Conviction-less in Seattle? City Restricts Employer Use of Background Checks
Author: Gustavo A. Suarez (Greenville)
Published Date: July 15, 2013
Effective November 1, 2013, Seattle will restrict the use of criminal background checks by employers. The ordinance is broad in scope and covers all private employers with one or more employees in a position that will be performed, in whole or in substantial part (at least 50 percent of the time), within the city of Seattle. Certain positions are excluded from the restrictions of the ordinance, including those with job duties that include law enforcement, policing, crime prevention, security, criminal justice, or private investigation services, as well as positions that will have unsupervised access to children under 16 years of age, developmentally disabled persons, or vulnerable adults.
Timing. While the ordinance does allow employers to perform a criminal background check on applicants and to require applicants to provide criminal history record information, the employer may do so only after it has completed an initial screening of applications or resumes to eliminate unqualified applicants.
Use/Consideration.

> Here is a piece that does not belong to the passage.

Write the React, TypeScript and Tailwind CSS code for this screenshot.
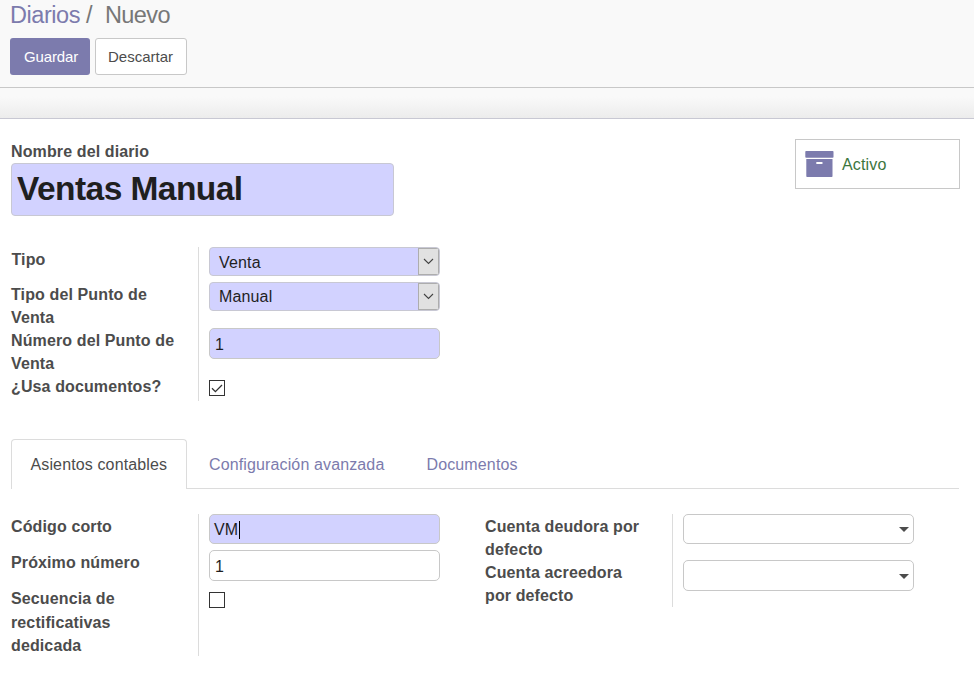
import type { ReactNode } from "react";

function Caption({ children, className = "" }: { children: ReactNode; className?: string }) {
  return (
    <span className={`block h-[23px] whitespace-nowrap text-base leading-[23px] font-bold tracking-[0.12px] text-[#4c4c4c] ${className}`}>
      {children}
    </span>
  );
}

function Select({ value, lineClass = "leading-[27px]" }: { value: string; lineClass?: string }) {
  return (
    <div className="flex h-[29px] w-[231px] overflow-hidden rounded-[4px] border border-[#c8c8d3] bg-[#d2d2ff]">
      <span className={`grow pl-[9px] text-base tracking-[0.15px] text-[#1f1f1f] ${lineClass}`}>{value}</span>
      <span className="flex w-[21px] items-center justify-center border border-[#adadad] bg-[#e1e1e1]">
        <svg width="11" height="7" viewBox="0 0 11 7" fill="none" stroke="#444" strokeWidth="1.1">
          <path d="M1 1l4.5 4.5L10 1" />
        </svg>
      </span>
    </div>
  );
}

function Field({ children, className = "" }: { children?: ReactNode; className?: string }) {
  return (
    <div className={`flex w-[231px] items-center rounded-[5px] border border-[#c8c8c8] pt-[2px] pl-[5px] text-base text-[#1f1f1f] ${className}`}>
      {children}
    </div>
  );
}

function Dropdown({ className = "" }: { className?: string }) {
  return (
    <div className={`flex w-[231px] items-center justify-end rounded-[5px] border border-[#c8c8c8] pr-1 ${className}`}>
      <svg width="10" height="5" viewBox="0 0 10 5" fill="#4c4c4c">
        <path d="M0 0h10L5 5z" />
      </svg>
    </div>
  );
}

function Checkbox({ checked = false, className = "" }: { checked?: boolean; className?: string }) {
  return (
    <div className={`flex size-4 items-center justify-center border border-[#333] bg-white ${className}`}>
      {checked && (
        <svg width="12" height="9" viewBox="0 0 12 9" fill="none" stroke="#333" strokeWidth="1.3">
          <path d="M1 4.3l3.4 3.4L11 1" />
        </svg>
      )}
    </div>
  );
}

export default function App() {
  return (
    <div className="h-[675px] w-[974px] overflow-hidden bg-white font-['Liberation_Sans',Arial,sans-serif]">
      <header className="h-[88px] border-b border-[#c8c8c8] bg-[#f9f9f9] pl-[10px]">
        <div className="flex h-[38px] whitespace-pre text-[23.5px] leading-[30px] text-[#777]">
          <span className="w-[76px] tracking-[-0.45px] text-[#7c7bad]">Diarios</span>
          <span className="w-[19px]">/</span>
          <span className="tracking-[-0.6px]">Nuevo</span>
        </div>
        <div className="flex gap-[5px]">
          <button className="h-[37px] w-20 rounded-[3px] bg-[#7c7bad] pt-px pl-[2px] text-[15px] tracking-[-0.15px] text-white">
            Guardar
          </button>
          <button className="h-[37px] w-[92px] rounded-[3px] border border-[#c8c8c8] bg-white px-0 pt-px pr-px text-[15px] text-[#4c4c4c]">
            Descartar
          </button>
        </div>
      </header>
      <div className="h-[31px] border-b border-[#c8c8d3] bg-linear-to-b from-[#f9f9f9] from-30% to-[#ececec]" />

      <main className="pl-[11px]">
        <div className="flex h-[128px] justify-between pt-[21px] pr-[14px]">
          <div>
            <Caption>Nombre del diario</Caption>
            <div className="h-[53px] w-[383px] rounded-[4px] border border-[#c8c8d3] bg-[#d2d2ff] pl-[5px] text-[33.5px] leading-[50px] font-bold tracking-[-0.55px] text-[#1f1f1f]">
              Ventas Manual
            </div>
          </div>
          <div className="-mt-px flex h-[50px] w-[165px] items-center border border-[#c8c8c8] pl-[9px]">
            <svg width="29" height="26" viewBox="0 0 29 26" fill="#7c7bad">
              <rect x="0.3" width="28.2" height="6.7" rx="0.8" />
              <path d="M1.3 8h26.2v17.2q0 .8-.8.8H2.1q-.8 0-.8-.8zM12 11q-.9 0-.9 1t.9 1h4.8q.9 0 .9-1t-.9-1z" fillRule="evenodd" />
            </svg>
            <span className="ml-2 pt-[2px] text-base tracking-[0.15px] text-[#3c763d]">Activo</span>
          </div>
        </div>

        <section className="flex h-[154px]">
          <div className="w-[188px] border-r border-[#dcdcdc] pt-px">
            <Caption className="mb-3 pl-[0.5px]">Tipo</Caption>
            <Caption>Tipo del Punto de</Caption>
            <Caption>Venta</Caption>
            <Caption>Número del Punto de</Caption>
            <Caption>Venta</Caption>
            <Caption>¿Usa documentos?</Caption>
          </div>
          <div className="pl-[10px]">
            <div className="flex flex-col gap-[6px]">
              <Select value="Venta" lineClass="leading-[30px]" />
              <Select value="Manual" lineClass="leading-[28px]" />
            </div>
            <Field className="mt-[17px] h-[31px] bg-[#d2d2ff]">1</Field>
            <Checkbox checked className="mt-[21px]" />
          </div>
        </section>

        <nav className="mt-[38px] flex h-[50px] w-[948px] text-base leading-[50px] tracking-[0.13px]">
          <span className="w-[176px] rounded-t-[4px] border border-b-0 border-[#dcdcdc] pl-[18.5px] text-[#4c4c4c]">
            Asientos contables
          </span>
          <div className="flex grow border-b border-[#dcdcdc] leading-[52px] text-[#7c7bad]">
            <span className="w-[217px] pl-[22px]">Configuración avanzada</span>
            <span className="pl-[22.5px]">Documentos</span>
          </div>
        </nav>

        <section className="mt-[25px] flex">
          <div className="h-[142px] w-[188px] border-r border-[#dcdcdc] pt-px">
            <Caption className="mb-[13px]">Código corto</Caption>
            <Caption className="mb-[13px]">Próximo número</Caption>
            <Caption className="mb-px">Secuencia de</Caption>
            <Caption>rectificativas</Caption>
            <Caption>dedicada</Caption>
          </div>
          <div className="pl-[10px]">
            <Field className="h-[30px] bg-[#d2d2ff]">
              <span className="-ml-px">VM</span>
              <span className="ml-px h-[18px] w-px bg-black" />
            </Field>
            <Field className="mt-[6px] h-[31px]">1</Field>
            <Checkbox className="mt-[11px]" />
          </div>
          <div className="ml-[45px] h-[93px] w-[188px] border-r border-[#dcdcdc] pt-px">
            <Caption>Cuenta deudora por</Caption>
            <Caption>defecto</Caption>
            <Caption>Cuenta acreedora</Caption>
            <Caption>por defecto</Caption>
          </div>
          <div className="pl-[10px]">
            <Dropdown className="h-[30px]" />
            <Dropdown className="mt-4 h-[31px] pt-px" />
          </div>
        </section>
      </main>
    </div>
  );
}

The ordinance also restricts how employers can use an applicant’s or employee’s arrest and conviction history in the following ways:
An employer cannot take an adverse employment action that is based solely on an applicant’s or employee’s arrest record, since an arrest is not proof that a person has engaged in unlawful conduct.

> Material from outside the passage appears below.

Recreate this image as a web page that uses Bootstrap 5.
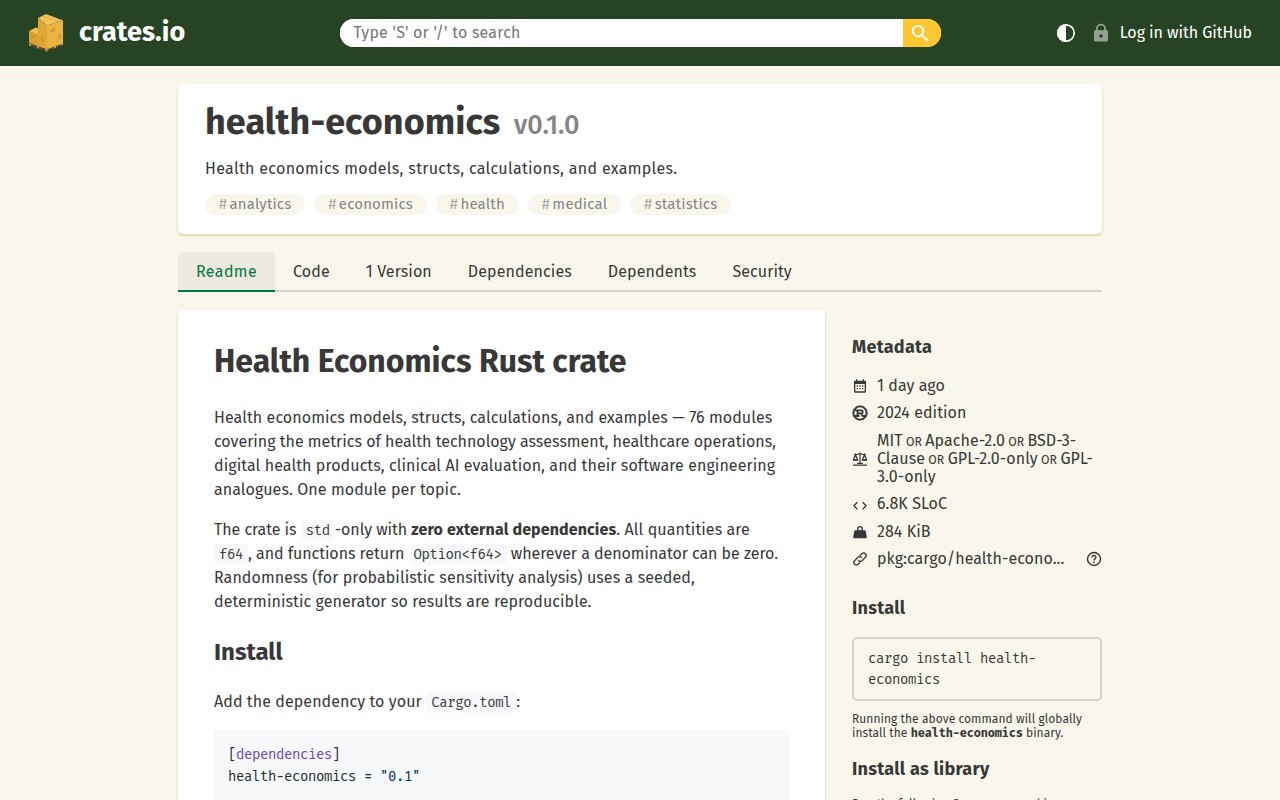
<!DOCTYPE html>
<html lang="en">
<head>
<meta charset="utf-8">
<meta name="viewport" content="width=device-width, initial-scale=1">
<title>health-economics - crates.io: Rust Package Registry</title>
<link href="https://cdn.jsdelivr.net/npm/bootstrap@5.3.0/dist/css/bootstrap.min.css" rel="stylesheet">
<style>
:root{--ink:#383838;--mono:"Fira Mono","DejaVu Sans Mono",monospace}
body{background:#f9f7ec;color:var(--ink);font-family:"Fira Sans","Noto Sans",sans-serif;font-size:16px;line-height:1.15}
h1,h2,h3,p{margin:0}
a{color:inherit;text-decoration:none}
svg{display:block;flex:none}
.site-header{height:66px;background:#264323;color:#fff}
.brand-name{font-size:27px;font-weight:700;line-height:32px;margin:-2px 0 0 9px;letter-spacing:.1px}
.search-box{width:601px;height:28px;border-radius:14px;overflow:hidden;background:#fff}
.search-box input{border:0;outline:0;padding:0 14px;font-size:16px;line-height:28px;letter-spacing:.2px;background:#fff}
.search-box input::placeholder{color:#757575;opacity:1}
.search-btn{width:38px;border:0;background:#ffc832;color:#fff;padding:0 0 0 6px}
.login{margin-left:10px;letter-spacing:-.05px}
.theme-icon{margin-right:16px}
.page-width{width:924px;padding-top:18px}
.panel{background:#fff;border-radius:5px;box-shadow:0 2px 3px #e3dcb8,0 1px 2px #dfd8b0}
.crate-head{height:150px;padding:18px 27px}
.crate-head h1{font-size:36px;font-weight:700;line-height:40px;letter-spacing:.07px}
.crate-head small{font-size:27px;font-weight:500;color:#858585;margin-left:5px;letter-spacing:-.2px}
.desc{margin-top:15px;letter-spacing:.32px}
.keywords{margin-top:16px;gap:9px}
.keyword{height:21px;line-height:21px;border-radius:11px;padding:0 14px;background:#f9f7ec;color:#858585;font-size:15px;letter-spacing:.17px}
.keyword span{opacity:.7;margin-right:2.5px}
.tabs{border-bottom:2px solid #d5d3c7;height:40px;margin:18px 0;letter-spacing:.11px}
.tabs a{height:40px;padding:0 18px;line-height:40px;border-radius:5px 5px 0 0}
.tabs a.on{background:#edebdf;color:#007940;border-bottom:2px solid #007940;letter-spacing:.4px}
.readme{width:647px;padding:27px 36px 60px;line-height:24px;letter-spacing:.08px}
.readme h1{font-size:32px;font-weight:700;line-height:48px;margin-bottom:21px;letter-spacing:0}
.readme h2{font-size:24px;font-weight:700;line-height:36px;margin:20px 0;letter-spacing:0}
.readme p{margin-bottom:16px;white-space:nowrap}
.readme strong{font-weight:700;letter-spacing:.12px}
.snug{letter-spacing:0}
.snug-more{letter-spacing:-.05px}
.readme p code{font:14px/20px var(--mono);letter-spacing:-.4px;color:inherit;background:#f6f8fa;border-radius:5px;padding:2px 5px}
.readme pre{font:14px/22px var(--mono);letter-spacing:-.4px;background:#f6f8fa;border-radius:5px;padding:14px;height:110px;margin:0;color:#24292e}
.readme pre code{font:inherit;color:inherit}
.tok-section{color:#6f42c1}
.tok-string{color:#032f62}
.side{width:250px;padding-top:26px}
.side h2{font-size:18px;font-weight:700;line-height:22px;letter-spacing:.28px}
.meta-list{gap:9px;line-height:18.3px;margin:19px 0 29px;letter-spacing:.06px}
.meta-list li{gap:9px}
.meta-list small{font-size:12.3px;line-height:1}
.install-cmd{border:2px solid #d5d3c7;border-radius:5px;padding:9px 14px;margin:18px 0 11px;font:14px/21px var(--mono);letter-spacing:-.4px}
.note{font-size:12px;line-height:14px;letter-spacing:.06px}
.note strong{font:700 12px/14px var(--mono);letter-spacing:-.2px}
.side .lib-title{margin:18px 0 17px}
</style>
</head>
<body>
<div class="vh-100 overflow-hidden">
<header class="site-header d-flex align-items-center justify-content-between position-relative">
  <a href="#" class="d-flex align-items-center">
    <svg class="ms-4" width="46" height="46" viewBox="0 0 46 46">
      <path d="M5 33l17.500 5L39 33v2.500L22.500 41.500 5 35.500z" fill="#5d4630"/>
      <path d="M5 33.500v2l2 .7v-2zM13 36v2l2 .7v-2zM21.500 38.500v3l2-.3v-3zM30 36.500v2l2-.7v-2zM37.300 33.500v2l1.700-.6v-2z" fill="#b09a80"/>
      <path d="M5 21l7-3.500 4 1.500v5l-3 1z" fill="#efbf4e"/><path d="M5 21l9 3.500v11.700L5 33z" fill="#dca22f"/>
      <path d="M14 8l8-4 17 6.500-16 5z" fill="#f0c25a"/><path d="M14 8l9 7.500v23.700l-9-3z" fill="#dfa836"/><path d="M23 15.500l16-5v23l-16 5.700z" fill="#e9b440"/>
      <path d="M18 6l17 6" fill="none" stroke="#d9a337" stroke-width=".7"/>
      <path d="M26 19l5-1.500v4L26 23zM34 25l3-1v4l-3 1zM17 28l3 1.200v4L17 32zM7 25l3 1v3l-3-1z" fill="#c48a22" opacity=".5"/>
    </svg>
    <span class="brand-name">crates.io</span>
  </a>
  <form class="search-box d-flex position-absolute start-0 end-0 mx-auto">
    <input class="flex-grow-1" type="text" placeholder="Type 'S' or '/' to search" aria-label="Search">
    <button class="search-btn" type="button" aria-label="Submit"><svg width="23" height="23" viewBox="0 0 24 24" fill="currentColor"><path d="M15.500 14h-.79l-.28-.27A6.470 6.470 0 0 0 16 9.500 6.500 6.500 0 1 0 9.500 16c1.610 0 3.090-.59 4.230-1.570l.27.28v.79l5 4.990L20.490 19l-4.990-5zm-6 0C7.010 14 5 11.990 5 9.500S7.010 5 9.500 5 14 7.010 14 9.500 11.990 14 9.500 14z"/></svg></button>
  </form>
  <nav class="d-flex align-items-center me-4 pe-1">
    <svg class="theme-icon" width="20" height="20" viewBox="0 0 20 20"><circle cx="10" cy="10" r="8.200" fill="none" stroke="#fff" stroke-width="1.700"/><path d="M10 1a9 9 0 0 0 0 18z" fill="#fff"/></svg>
    <svg width="18" height="20" viewBox="0 0 18 20" opacity=".5" fill="#fff"><path fill-rule="evenodd" d="M3.400 7.300H4V5.800a5 5 0 0 1 10 0v1.500h.6c.8 0 1.400.6 1.400 1.400v8.400c0 .8-.6 1.400-1.400 1.400H3.400c-.8 0-1.400-.6-1.400-1.400V8.700c0-.8.6-1.400 1.400-1.400zM5.800 7.300h6.400V5.800a3.200 3.200 0 0 0-6.400 0zM9 11.200a1.800 1.800 0 1 0 0 3.600 1.800 1.800 0 0 0 0-3.600z"/></svg>
    <a href="#" class="login">Log in with GitHub</a>
  </nav>
</header>
<main class="page-width mx-auto">
  <section class="panel crate-head">
    <h1>health-economics <small>v0.1.0</small></h1>
    <p class="desc">Health economics models, structs, calculations, and examples.</p>
    <div class="keywords d-flex">
      <a class="keyword" href="#"><span>#</span>analytics</a><a class="keyword" href="#"><span>#</span>economics</a><a class="keyword" href="#"><span>#</span>health</a><a class="keyword" href="#"><span>#</span>medical</a><a class="keyword" href="#"><span>#</span>statistics</a>
    </div>
  </section>
  <nav class="tabs d-flex">
    <a class="on" href="#">Readme</a><a href="#">Code</a><a href="#">1 Version</a><a href="#">Dependencies</a><a href="#">Dependents</a><a href="#">Security</a>
  </nav>
  <div class="d-flex justify-content-between align-items-start">
    <article class="panel readme">
      <h1>Health Economics Rust crate</h1>
      <p>Health economics models, structs, calculations, and examples — 76 modules<br><span class="snug">covering the metrics of health technology assessment, healthcare operations,</span><br>digital health products, clinical AI evaluation, and their software engineering<br>analogues. One module per topic.</p>
      <p><span class="snug-more">The crate is <code>std</code>-only with </span><strong>zero external dependencies</strong>. All quantities are<br><span class="snug-more"><code>f64</code>, and functions return <code>Option&lt;f64&gt;</code> wherever a denominator can be zero.</span><br>Randomness (for probabilistic sensitivity analysis) uses a seeded,<br>deterministic generator so results are reproducible.</p>
      <h2>Install</h2>
      <p>Add the dependency to your <code>Cargo.toml</code>:</p>
      <pre><code>[<span class="tok-section">dependencies</span>]
health-economics = <span class="tok-string">"0.1"</span></code></pre>
    </article>
    <aside class="side">
      <h2>Metadata</h2>
      <ul class="meta-list list-unstyled d-flex flex-column">
        <li class="d-flex align-items-center"><svg width="16" height="16" viewBox="0 0 24 24" fill="currentColor"><path d="M19 4h-1V2h-2v2H8V2H6v2H5a2 2 0 0 0-2 2v14a2 2 0 0 0 2 2h14a2 2 0 0 0 2-2V6a2 2 0 0 0-2-2zm0 16H5V9h14zM7 11h2v2H7zm4 0h2v2h-2zm4 0h2v2h-2zM7 15h2v2H7zm4 0h2v2h-2zm4 0h2v2h-2z"/></svg><span>1 day ago</span></li>
        <li class="d-flex align-items-center"><svg width="16" height="16" viewBox="0 0 16 16" fill="none" stroke="currentColor"><circle cx="8" cy="8" r="6.500" stroke-width="1.700"/><circle cx="8" cy="8" r="7.400" stroke-width="1" stroke-dasharray=".75 .7"/><path d="M3 5.400h6.300a1.500 1.500 0 0 1 0 3H5.500M3 11h4.500M5.500 5.400V11M8.300 8.400c2 0 1.200 2.600 2.700 2.600h2" stroke-width="1.800"/></svg><span>2024 edition</span></li>
        <li class="d-flex align-items-center"><svg width="16" height="16" viewBox="0 0 16 16" fill="none" stroke="currentColor" stroke-width="1.200"><path d="M8 1.500v11M2 3.500h3L8 2.700l3 .8h3M1 14.200h14M5 12.400h6M3.500 3.500L1.300 9h4.400zM12.500 3.500L10.300 9h4.400z"/><path d="M1 8.600c.5 2 4.500 2 5 0zM10 8.600c.5 2 4.500 2 5 0z" fill="currentColor" stroke="none"/></svg><span>MIT<small> OR </small>Apache-2.0<small> OR </small>BSD-3-<br>Clause<small> OR </small>GPL-2.0-only<small> OR </small>GPL-<br>3.0-only</span></li>
        <li class="d-flex align-items-center"><svg width="16" height="16" viewBox="0 0 16 16" fill="none" stroke="currentColor" stroke-width="1.300"><path d="M5.300 5.200L2 8.700l3.300 3.500M10.700 5.200L14 8.700l-3.300 3.500"/></svg><span>6.8K SLoC</span></li>
        <li class="d-flex align-items-center"><svg width="16" height="16" viewBox="0 0 16 16"><path d="M3.500 6.200h9c.6 0 1 .3 1.200.9l1.100 6c.1.700-.3 1.200-1 1.200H2.200c-.700 0-1.100-.5-1-1.200l1.100-6c.2-.6.6-.9 1.200-.9z" fill="currentColor"/><circle cx="8" cy="4.900" r="2.300" fill="none" stroke="currentColor" stroke-width="1.400"/></svg><span>284 KiB</span></li>
        <li class="d-flex align-items-center"><svg width="16" height="16" viewBox="0 0 16 16" fill="none" stroke="currentColor" stroke-width="1.250" stroke-linecap="round"><path d="M8.200 4.300l1.700-1.500a2.500 2.500 0 0 1 3.600 3.500L10.300 9.500a2.500 2.500 0 0 1-3.700 0M7.800 11.700l-1.700 1.500a2.500 2.500 0 0 1-3.600-3.500L5.700 6.500a2.500 2.500 0 0 1 3.700 0"/></svg><span>pkg:cargo/health-econo...</span><svg class="ms-auto" width="16" height="16" viewBox="0 0 16 16" fill="none" stroke="currentColor" stroke-width="1.400"><circle cx="8" cy="8" r="6.500"/><path d="M6.100 6.300a1.900 1.900 0 1 1 2.900 1.600C8.300 8.300 8 8.600 8 9.400"/><circle cx="8" cy="11.300" r=".9" fill="currentColor" stroke="none"/></svg></li>
      </ul>
      <h2>Install</h2>
      <div class="install-cmd">cargo install health-<br>economics</div>
      <p class="note">Running the above command will globally<br>install the <strong>health-economics</strong> binary.</p>
      <h2 class="lib-title">Install as library</h2>
      <p class="note">Run the following Cargo command in your<br>project directory:</p>
    </aside>
  </div>
</main>
</div>
</body>
</html>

Although employers may inquire about conduct related to an arrest record, they cannot take adverse employment actions solely based on this conduct unless the employer has a legitimate business reason for taking such an action.
Employers cannot take adverse employment actions against an applicant or employee that is based solely on that applicant’s or employee’s criminal conviction record or pending criminal charge, unless the employer has a legitimate business reason for taking such an action.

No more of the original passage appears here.